Start of Data

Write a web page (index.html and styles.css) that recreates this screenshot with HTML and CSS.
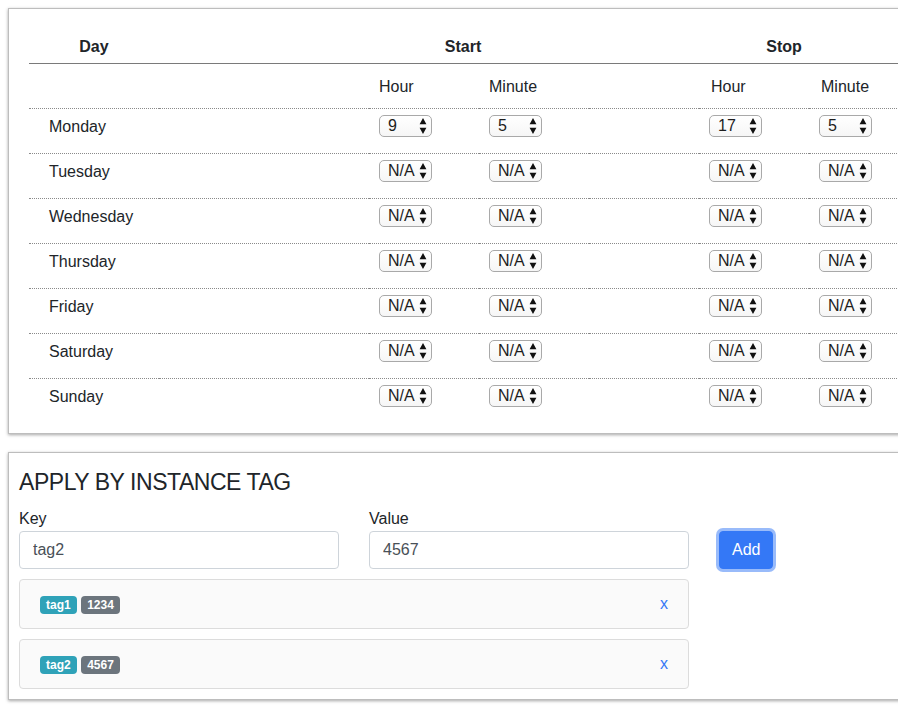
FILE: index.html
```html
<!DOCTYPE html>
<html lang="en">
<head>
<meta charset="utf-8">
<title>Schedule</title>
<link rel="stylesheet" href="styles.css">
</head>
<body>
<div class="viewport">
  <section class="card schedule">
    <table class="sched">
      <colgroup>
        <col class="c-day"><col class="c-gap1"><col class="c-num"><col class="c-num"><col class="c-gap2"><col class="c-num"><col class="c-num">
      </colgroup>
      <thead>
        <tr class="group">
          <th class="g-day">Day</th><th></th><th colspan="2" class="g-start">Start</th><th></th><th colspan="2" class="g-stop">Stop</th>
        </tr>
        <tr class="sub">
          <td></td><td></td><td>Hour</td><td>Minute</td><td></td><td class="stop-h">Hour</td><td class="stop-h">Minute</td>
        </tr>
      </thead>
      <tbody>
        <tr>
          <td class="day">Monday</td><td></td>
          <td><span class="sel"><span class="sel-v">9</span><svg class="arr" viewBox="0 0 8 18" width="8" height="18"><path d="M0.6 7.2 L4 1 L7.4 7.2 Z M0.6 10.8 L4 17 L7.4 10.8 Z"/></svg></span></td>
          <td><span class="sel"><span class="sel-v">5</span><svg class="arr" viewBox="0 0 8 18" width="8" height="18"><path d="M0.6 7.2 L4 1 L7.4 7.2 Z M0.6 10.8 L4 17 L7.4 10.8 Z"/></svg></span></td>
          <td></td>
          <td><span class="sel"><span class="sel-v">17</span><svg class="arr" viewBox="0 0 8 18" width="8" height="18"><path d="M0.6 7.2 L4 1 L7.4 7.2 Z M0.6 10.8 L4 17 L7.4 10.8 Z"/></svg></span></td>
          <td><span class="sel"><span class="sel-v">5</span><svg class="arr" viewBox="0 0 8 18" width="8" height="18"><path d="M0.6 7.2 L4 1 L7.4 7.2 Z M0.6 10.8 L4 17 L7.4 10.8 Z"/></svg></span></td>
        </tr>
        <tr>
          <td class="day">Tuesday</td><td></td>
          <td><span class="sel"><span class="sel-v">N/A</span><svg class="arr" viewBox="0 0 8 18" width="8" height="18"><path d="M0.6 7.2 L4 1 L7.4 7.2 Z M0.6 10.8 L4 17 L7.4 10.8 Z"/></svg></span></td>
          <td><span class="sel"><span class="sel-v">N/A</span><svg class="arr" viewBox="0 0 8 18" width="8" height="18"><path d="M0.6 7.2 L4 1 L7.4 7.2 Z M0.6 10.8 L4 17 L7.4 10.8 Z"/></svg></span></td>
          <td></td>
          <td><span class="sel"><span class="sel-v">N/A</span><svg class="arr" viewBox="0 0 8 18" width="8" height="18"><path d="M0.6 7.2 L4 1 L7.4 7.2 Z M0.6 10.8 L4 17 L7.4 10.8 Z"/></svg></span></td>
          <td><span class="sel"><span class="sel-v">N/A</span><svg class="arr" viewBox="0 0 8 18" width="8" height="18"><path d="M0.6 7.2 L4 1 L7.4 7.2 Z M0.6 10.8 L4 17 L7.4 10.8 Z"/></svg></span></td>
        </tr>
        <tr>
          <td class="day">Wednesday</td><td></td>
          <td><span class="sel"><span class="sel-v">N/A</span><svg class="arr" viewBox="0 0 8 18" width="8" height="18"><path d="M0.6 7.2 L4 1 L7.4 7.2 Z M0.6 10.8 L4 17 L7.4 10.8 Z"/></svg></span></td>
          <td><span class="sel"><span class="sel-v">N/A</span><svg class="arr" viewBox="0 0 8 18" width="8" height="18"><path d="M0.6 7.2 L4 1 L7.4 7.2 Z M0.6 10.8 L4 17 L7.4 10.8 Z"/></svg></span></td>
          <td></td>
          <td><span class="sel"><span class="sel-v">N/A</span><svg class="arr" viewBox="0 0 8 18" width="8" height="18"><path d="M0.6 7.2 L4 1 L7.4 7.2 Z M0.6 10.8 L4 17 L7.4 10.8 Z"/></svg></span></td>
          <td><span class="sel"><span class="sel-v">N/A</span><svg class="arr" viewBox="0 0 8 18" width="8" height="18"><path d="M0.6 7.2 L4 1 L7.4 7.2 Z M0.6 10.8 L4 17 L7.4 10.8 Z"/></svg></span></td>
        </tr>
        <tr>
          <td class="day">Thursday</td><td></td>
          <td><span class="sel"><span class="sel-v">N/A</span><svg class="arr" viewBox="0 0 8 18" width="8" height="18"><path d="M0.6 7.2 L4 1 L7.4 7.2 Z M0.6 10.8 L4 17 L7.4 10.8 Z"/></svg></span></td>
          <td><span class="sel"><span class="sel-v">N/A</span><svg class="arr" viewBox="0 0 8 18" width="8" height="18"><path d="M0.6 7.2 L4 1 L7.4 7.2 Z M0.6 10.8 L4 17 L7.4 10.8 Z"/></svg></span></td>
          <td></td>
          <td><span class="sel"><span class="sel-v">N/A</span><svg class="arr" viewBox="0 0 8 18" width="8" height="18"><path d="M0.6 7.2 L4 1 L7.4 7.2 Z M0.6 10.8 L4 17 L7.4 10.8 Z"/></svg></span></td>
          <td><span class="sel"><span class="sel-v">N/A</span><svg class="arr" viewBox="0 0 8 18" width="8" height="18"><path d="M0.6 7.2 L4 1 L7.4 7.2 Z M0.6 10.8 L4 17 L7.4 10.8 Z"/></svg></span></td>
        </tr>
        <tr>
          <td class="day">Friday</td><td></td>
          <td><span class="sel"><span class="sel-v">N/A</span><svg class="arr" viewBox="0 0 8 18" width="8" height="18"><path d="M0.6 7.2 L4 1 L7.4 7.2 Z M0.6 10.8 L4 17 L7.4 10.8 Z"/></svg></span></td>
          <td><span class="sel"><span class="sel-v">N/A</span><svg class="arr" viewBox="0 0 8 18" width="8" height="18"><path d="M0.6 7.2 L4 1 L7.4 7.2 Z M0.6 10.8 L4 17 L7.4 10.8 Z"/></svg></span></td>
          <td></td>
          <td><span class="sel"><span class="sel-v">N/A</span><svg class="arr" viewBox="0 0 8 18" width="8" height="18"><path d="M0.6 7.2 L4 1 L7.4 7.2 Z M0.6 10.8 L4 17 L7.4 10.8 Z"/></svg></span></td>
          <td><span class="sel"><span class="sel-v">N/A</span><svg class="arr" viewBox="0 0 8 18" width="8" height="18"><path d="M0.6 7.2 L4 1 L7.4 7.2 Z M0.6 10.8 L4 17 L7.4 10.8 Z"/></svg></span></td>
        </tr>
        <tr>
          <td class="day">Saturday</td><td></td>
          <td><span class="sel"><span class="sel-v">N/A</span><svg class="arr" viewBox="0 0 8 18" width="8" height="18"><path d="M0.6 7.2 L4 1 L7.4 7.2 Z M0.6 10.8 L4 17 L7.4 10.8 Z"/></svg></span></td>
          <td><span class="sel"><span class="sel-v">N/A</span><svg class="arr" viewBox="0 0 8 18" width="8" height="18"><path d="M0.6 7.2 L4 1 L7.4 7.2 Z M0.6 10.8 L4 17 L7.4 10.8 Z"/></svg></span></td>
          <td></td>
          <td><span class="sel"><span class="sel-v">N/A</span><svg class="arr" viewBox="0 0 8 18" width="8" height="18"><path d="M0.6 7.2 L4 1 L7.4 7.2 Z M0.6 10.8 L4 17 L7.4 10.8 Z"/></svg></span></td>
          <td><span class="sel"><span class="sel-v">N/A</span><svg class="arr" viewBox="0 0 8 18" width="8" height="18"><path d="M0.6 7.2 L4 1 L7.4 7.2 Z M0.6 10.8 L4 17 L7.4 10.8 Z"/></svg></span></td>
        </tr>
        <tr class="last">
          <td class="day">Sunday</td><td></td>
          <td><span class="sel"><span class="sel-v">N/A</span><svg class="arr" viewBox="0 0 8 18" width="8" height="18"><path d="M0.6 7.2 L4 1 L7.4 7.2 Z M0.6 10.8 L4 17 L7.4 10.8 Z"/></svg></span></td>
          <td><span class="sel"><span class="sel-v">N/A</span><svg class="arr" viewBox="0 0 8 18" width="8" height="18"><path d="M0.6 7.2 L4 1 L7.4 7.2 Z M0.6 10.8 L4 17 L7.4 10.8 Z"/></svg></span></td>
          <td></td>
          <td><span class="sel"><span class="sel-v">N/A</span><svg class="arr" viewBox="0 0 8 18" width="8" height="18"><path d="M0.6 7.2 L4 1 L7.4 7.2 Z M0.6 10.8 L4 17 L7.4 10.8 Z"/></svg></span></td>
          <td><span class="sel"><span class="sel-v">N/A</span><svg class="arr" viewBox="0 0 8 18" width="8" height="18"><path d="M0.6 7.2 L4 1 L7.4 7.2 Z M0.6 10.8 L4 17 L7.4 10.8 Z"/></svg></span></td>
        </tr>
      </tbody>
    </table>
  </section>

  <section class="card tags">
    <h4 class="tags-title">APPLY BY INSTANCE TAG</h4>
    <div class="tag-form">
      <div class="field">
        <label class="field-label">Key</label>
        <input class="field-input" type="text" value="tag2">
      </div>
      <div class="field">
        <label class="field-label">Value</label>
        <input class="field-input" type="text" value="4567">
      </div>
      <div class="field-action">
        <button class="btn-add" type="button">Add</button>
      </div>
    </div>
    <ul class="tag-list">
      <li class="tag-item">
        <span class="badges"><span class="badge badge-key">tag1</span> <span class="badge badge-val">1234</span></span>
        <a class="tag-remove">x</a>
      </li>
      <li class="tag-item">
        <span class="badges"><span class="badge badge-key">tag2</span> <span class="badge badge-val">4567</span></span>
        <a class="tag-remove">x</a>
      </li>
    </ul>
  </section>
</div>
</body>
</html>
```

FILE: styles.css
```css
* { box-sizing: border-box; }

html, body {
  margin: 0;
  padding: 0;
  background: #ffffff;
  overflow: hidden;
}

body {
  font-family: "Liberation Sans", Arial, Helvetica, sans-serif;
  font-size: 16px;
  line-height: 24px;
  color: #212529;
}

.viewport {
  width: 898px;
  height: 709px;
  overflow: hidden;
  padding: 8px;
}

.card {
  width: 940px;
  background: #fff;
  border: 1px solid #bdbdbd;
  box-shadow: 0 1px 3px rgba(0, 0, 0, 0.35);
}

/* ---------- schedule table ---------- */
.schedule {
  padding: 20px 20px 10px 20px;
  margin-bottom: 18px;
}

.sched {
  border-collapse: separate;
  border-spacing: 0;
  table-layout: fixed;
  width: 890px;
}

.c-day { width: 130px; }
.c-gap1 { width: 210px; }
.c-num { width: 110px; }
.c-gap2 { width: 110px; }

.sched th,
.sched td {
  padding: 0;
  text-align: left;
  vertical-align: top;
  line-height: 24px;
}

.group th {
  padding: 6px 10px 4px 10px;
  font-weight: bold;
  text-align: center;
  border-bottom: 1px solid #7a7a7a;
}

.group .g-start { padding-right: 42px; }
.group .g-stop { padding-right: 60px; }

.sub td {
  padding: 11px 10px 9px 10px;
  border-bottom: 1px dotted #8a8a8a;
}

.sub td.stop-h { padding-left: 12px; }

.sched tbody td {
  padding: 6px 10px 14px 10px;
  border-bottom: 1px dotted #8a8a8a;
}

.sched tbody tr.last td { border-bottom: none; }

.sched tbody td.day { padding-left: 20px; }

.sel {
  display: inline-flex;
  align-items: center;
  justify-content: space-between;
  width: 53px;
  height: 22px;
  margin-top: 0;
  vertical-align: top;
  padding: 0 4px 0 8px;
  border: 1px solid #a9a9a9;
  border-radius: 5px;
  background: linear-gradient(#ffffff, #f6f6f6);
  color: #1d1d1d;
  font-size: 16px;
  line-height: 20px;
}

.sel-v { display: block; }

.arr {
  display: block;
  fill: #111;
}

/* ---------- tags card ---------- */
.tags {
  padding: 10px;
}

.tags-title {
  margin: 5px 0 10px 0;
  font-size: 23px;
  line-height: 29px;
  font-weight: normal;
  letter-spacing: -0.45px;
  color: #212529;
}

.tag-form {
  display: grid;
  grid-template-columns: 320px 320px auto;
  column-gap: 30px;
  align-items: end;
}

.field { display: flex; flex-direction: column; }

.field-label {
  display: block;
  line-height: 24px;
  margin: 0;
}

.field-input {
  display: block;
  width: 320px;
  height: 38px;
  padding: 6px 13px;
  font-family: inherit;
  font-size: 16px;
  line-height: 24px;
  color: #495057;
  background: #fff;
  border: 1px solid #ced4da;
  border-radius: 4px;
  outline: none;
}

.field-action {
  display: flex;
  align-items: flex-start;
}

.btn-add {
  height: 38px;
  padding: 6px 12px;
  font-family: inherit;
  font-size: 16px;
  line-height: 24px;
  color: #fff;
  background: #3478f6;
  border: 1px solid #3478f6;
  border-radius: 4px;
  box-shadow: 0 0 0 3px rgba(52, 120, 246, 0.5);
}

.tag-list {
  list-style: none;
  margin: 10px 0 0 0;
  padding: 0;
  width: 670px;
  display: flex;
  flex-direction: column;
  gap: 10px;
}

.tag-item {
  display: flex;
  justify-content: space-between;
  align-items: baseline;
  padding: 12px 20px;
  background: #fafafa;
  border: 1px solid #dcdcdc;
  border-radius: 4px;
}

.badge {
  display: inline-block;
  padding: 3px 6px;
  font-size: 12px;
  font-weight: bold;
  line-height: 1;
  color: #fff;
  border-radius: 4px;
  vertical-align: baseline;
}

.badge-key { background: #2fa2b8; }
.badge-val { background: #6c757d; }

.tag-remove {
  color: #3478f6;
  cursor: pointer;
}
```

End of Data

What the task asks
Where a line holds the string "styles", copy that line.

Expected output
Write a web page (index.html and styles.css) that recreates this screenshot with HTML and CSS.
<link rel="stylesheet" href="styles.css">
FILE: styles.css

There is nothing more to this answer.